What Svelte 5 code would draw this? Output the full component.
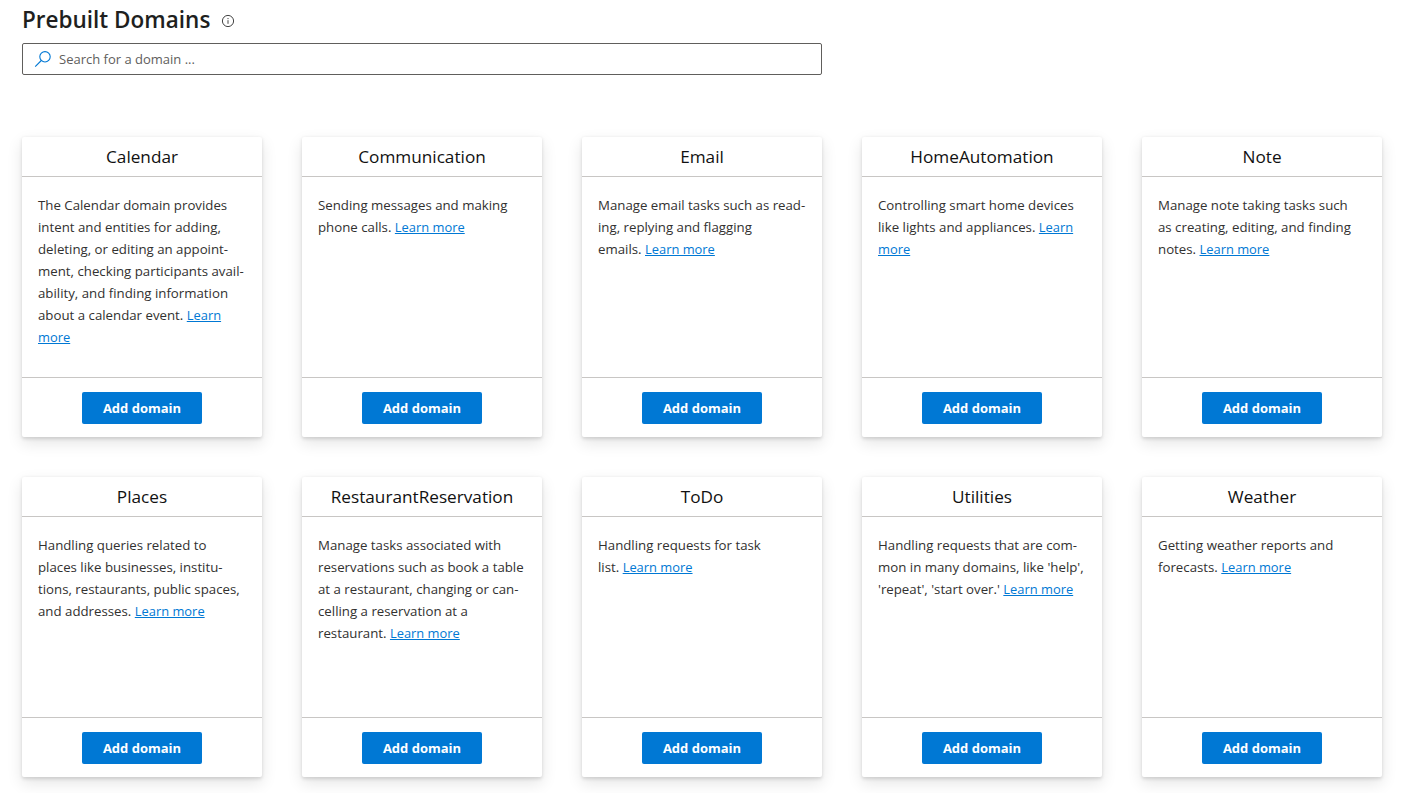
<script>
	// Line breaks are kept by hand so that the hyphenation stays as it is in the product
	const domains = [
		{ name: 'Calendar', lines: ['The Calendar domain provides', 'intent and entities for adding,', 'deleting, or editing an appoint-', 'ment, checking participants avail-', 'ability, and finding information', 'about a calendar event.'], link: ['Learn', 'more'] },
		{ name: 'Communication', lines: ['Sending messages and making', 'phone calls.'], link: ['Learn more'] },
		{ name: 'Email', lines: ['Manage email tasks such as read-', 'ing, replying and flagging', 'emails.'], link: ['Learn more'] },
		{ name: 'HomeAutomation', lines: ['Controlling smart home devices', 'like lights and appliances.'], link: ['Learn', 'more'] },
		{ name: 'Note', lines: ['Manage note taking tasks such', 'as creating, editing, and finding', 'notes.'], link: ['Learn more'] },
		{ name: 'Places', lines: ['Handling queries related to', 'places like businesses, institu-', 'tions, restaurants, public spaces,', 'and addresses.'], link: ['Learn more'] },
		{ name: 'RestaurantReservation', lines: ['Manage tasks associated with', 'reservations such as book a table', 'at a restaurant, changing or can-', 'celling a reservation at a', 'restaurant.'], link: ['Learn more'] },
		{ name: 'ToDo', lines: ['Handling requests for task', 'list.'], link: ['Learn more'] },
		{ name: 'Utilities', lines: ['Handling requests that are com-', "mon in many domains, like 'help',", "'repeat', 'start over.'"], link: ['Learn more'] },
		{ name: 'Weather', lines: ['Getting weather reports and', 'forecasts.'], link: ['Learn more'] }
	];
</script>

<div class="page">
	<div class="title-row">
		<h1>Prebuilt Domains</h1>
		<svg class="info" width="14" height="14" viewBox="0 0 14 14" fill="none" stroke="#444" aria-hidden="true">
			<circle cx="7" cy="7" r="5.6" />
			<path d="M7 6.2v3.6M7 4v1.1" />
		</svg>
	</div>

	<div class="search">
		<svg width="18" height="18" viewBox="0 0 18 18" fill="none" stroke="#0078d4" stroke-width="1.1" aria-hidden="true">
			<circle cx="11" cy="6.8" r="5.2" />
			<path d="M7.3 10.5 1.2 16.6" />
		</svg>
		<span>Search for a domain ...</span>
	</div>

	<div class="grid">
		{#each domains as d (d.name)}
			<div class="card">
				<div class="card-title">{d.name}</div>
				<div class="card-body">
					{#each d.lines as line, i}
						{#if i < d.lines.length - 1}
							<div>{line}</div>
						{:else}
							<div>{line} <a href="#learn">{d.link[0]}</a></div>
						{/if}
					{/each}
					{#if d.link[1]}
						<div><a href="#learn">{d.link[1]}</a></div>
					{/if}
				</div>
				<div class="card-foot">
					<button type="button">Add domain</button>
				</div>
			</div>
		{/each}
	</div>
</div>

<style>
	:global(body) {
		background: #fff;
	}

	.page {
		font-family: 'Open Sans', 'Noto Sans', sans-serif;
		color: #323130;
		padding: 0 22px;
		height: 793px;
		overflow: hidden;
		box-sizing: border-box;
	}

	.title-row {
		display: flex;
		align-items: center;
		gap: 11px;
		height: 43px;
	}

	h1 {
		margin: 0 0 3px;
		font-size: 22.5px;
		font-weight: 600;
		color: #201f1e;
		line-height: 40px;
	}

	.info {
		margin-top: -1px;
	}

	.search {
		width: 800px;
		height: 32px;
		box-sizing: border-box;
		border: 1px solid #605e5c;
		border-radius: 2px;
		display: flex;
		align-items: center;
		gap: 9px;
		padding-left: 11px;
		font-size: 13px;
		color: #605e5c;
	}

	.search span {
		margin-left: -2px;
	}

	.grid {
		display: grid;
		grid-template-columns: repeat(5, 240px);
		grid-auto-rows: 300px;
		gap: 40px;
		margin-top: 62px;
	}

	.card {
		background: #fff;
		border-radius: 2px;
		box-shadow: 0 1.6px 3.6px rgba(0, 0, 0, 0.13), 0 6px 16px rgba(0, 0, 0, 0.11);
		display: flex;
		flex-direction: column;
	}

	.card-title {
		height: 40px;
		box-sizing: border-box;
		border-bottom: 1px solid #c8c6c4;
		text-align: center;
		font-size: 17.2px;
		font-weight: 500;
		line-height: 40px;
		color: #111;
	}

	.card-body {
		flex: 1;
		padding: 17px 0 0 16px;
		font-size: 13.25px;
		line-height: 22px;
		white-space: nowrap;
	}

	a {
		color: #0078d4;
		font-size: 12.9px;
		text-decoration: underline;
	}

	.card-foot {
		height: 60px;
		box-sizing: border-box;
		border-top: 1px solid #c8c6c4;
		display: flex;
		justify-content: center;
		padding-top: 14px;
	}

	button {
		width: 120px;
		height: 32px;
		background: #0078d4;
		color: #fff;
		border: 0;
		border-radius: 2px;
		font-family: inherit;
		font-size: 13px;
		font-weight: 700;
		padding: 0;
	}
</style>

### WORK INSTRUCTIONS
Leave out the pictures and reproduce the rest of the listing exactly.

### THE COMPLETED TASK
What Svelte 5 code would draw this? Output the full component.
<script>
	// Line breaks are kept by hand so that the hyphenation stays as it is in the product
	const domains = [
		{ name: 'Calendar', lines: ['The Calendar domain provides', 'intent and entities for adding,', 'deleting, or editing an appoint-', 'ment, checking participants avail-', 'ability, and finding information', 'about a calendar event.'], link: ['Learn', 'more'] },
		{ name: 'Communication', lines: ['Sending messages and making', 'phone calls.'], link: ['Learn more'] },
		{ name: 'Email', lines: ['Manage email tasks such as read-', 'ing, replying and flagging', 'emails.'], link: ['Learn more'] },
		{ name: 'HomeAutomation', lines: ['Controlling smart home devices', 'like lights and appliances.'], link: ['Learn', 'more'] },
		{ name: 'Note', lines: ['Manage note taking tasks such', 'as creating, editing, and finding', 'notes.'], link: ['Learn more'] },
		{ name: 'Places', lines: ['Handling queries related to', 'places like businesses, institu-', 'tions, restaurants, public spaces,', 'and addresses.'], link: ['Learn more'] },
		{ name: 'RestaurantReservation', lines: ['Manage tasks associated with', 'reservations such as book a table', 'at a restaurant, changing or can-', 'celling a reservation at a', 'restaurant.'], link: ['Learn more'] },
		{ name: 'ToDo', lines: ['Handling requests for task', 'list.'], link: ['Learn more'] },
		{ name: 'Utilities', lines: ['Handling requests that are com-', "mon in many domains, like 'help',", "'repeat', 'start over.'"], link: ['Learn more'] },
		{ name: 'Weather', lines: ['Getting weather reports and', 'forecasts.'], link: ['Learn more'] }
	];
</script>

<div class="page">
	<div class="title-row">
		<h1>Prebuilt Domains</h1>
		<svg class="info" width="14" height="14" viewBox="0 0 14 14" fill="none" stroke="#444" aria-hidden="true">
			<circle cx="7" cy="7" r="5.6" />
			<path d="M7 6.2v3.6M7 4v1.1" />
		</svg>
	</div>

	<div class="search">
		<svg width="18" height="18" viewBox="0 0 18 18" fill="none" stroke="#0078d4" stroke-width="1.1" aria-hidden="true">
			<circle cx="11" cy="6.8" r="5.2" />
			<path d="M7.3 10.5 1.2 16.6" />
		</svg>
		<span>Search for a domain ...</span>
	</div>

	<div class="grid">
		{#each domains as d (d.name)}
			<div class="card">
				<div class="card-title">{d.name}</div>
				<div class="card-body">
					{#each d.lines as line, i}
						{#if i < d.lines.length - 1}
							<div>{line}</div>
						{:else}
							<div>{line} <a href="#learn">{d.link[0]}</a></div>
						{/if}
					{/each}
					{#if d.link[1]}
						<div><a href="#learn">{d.link[1]}</a></div>
					{/if}
				</div>
				<div class="card-foot">
					<button type="button">Add domain</button>
				</div>
			</div>
		{/each}
	</div>
</div>

<style>
	:global(body) {
		background: #fff;
	}

	.page {
		font-family: 'Open Sans', 'Noto Sans', sans-serif;
		color: #323130;
		padding: 0 22px;
		height: 793px;
		overflow: hidden;
		box-sizing: border-box;
	}

	.title-row {
		display: flex;
		align-items: center;
		gap: 11px;
		height: 43px;
	}

	h1 {
		margin: 0 0 3px;
		font-size: 22.5px;
		font-weight: 600;
		color: #201f1e;
		line-height: 40px;
	}

	.info {
		margin-top: -1px;
	}

	.search {
		width: 800px;
		height: 32px;
		box-sizing: border-box;
		border: 1px solid #605e5c;
		border-radius: 2px;
		display: flex;
		align-items: center;
		gap: 9px;
		padding-left: 11px;
		font-size: 13px;
		color: #605e5c;
	}

	.search span {
		margin-left: -2px;
	}

	.grid {
		display: grid;
		grid-template-columns: repeat(5, 240px);
		grid-auto-rows: 300px;
		gap: 40px;
		margin-top: 62px;
	}

	.card {
		background: #fff;
		border-radius: 2px;
		box-shadow: 0 1.6px 3.6px rgba(0, 0, 0, 0.13), 0 6px 16px rgba(0, 0, 0, 0.11);
		display: flex;
		flex-direction: column;
	}

	.card-title {
		height: 40px;
		box-sizing: border-box;
		border-bottom: 1px solid #c8c6c4;
		text-align: center;
		font-size: 17.2px;
		font-weight: 500;
		line-height: 40px;
		color: #111;
	}

	.card-body {
		flex: 1;
		padding: 17px 0 0 16px;
		font-size: 13.25px;
		line-height: 22px;
		white-space: nowrap;
	}

	a {
		color: #0078d4;
		font-size: 12.9px;
		text-decoration: underline;
	}

	.card-foot {
		height: 60px;
		box-sizing: border-box;
		border-top: 1px solid #c8c6c4;
		display: flex;
		justify-content: center;
		padding-top: 14px;
	}

	button {
		width: 120px;
		height: 32px;
		background: #0078d4;
		color: #fff;
		border: 0;
		border-radius: 2px;
		font-family: inherit;
		font-size: 13px;
		font-weight: 700;
		padding: 0;
	}
</style>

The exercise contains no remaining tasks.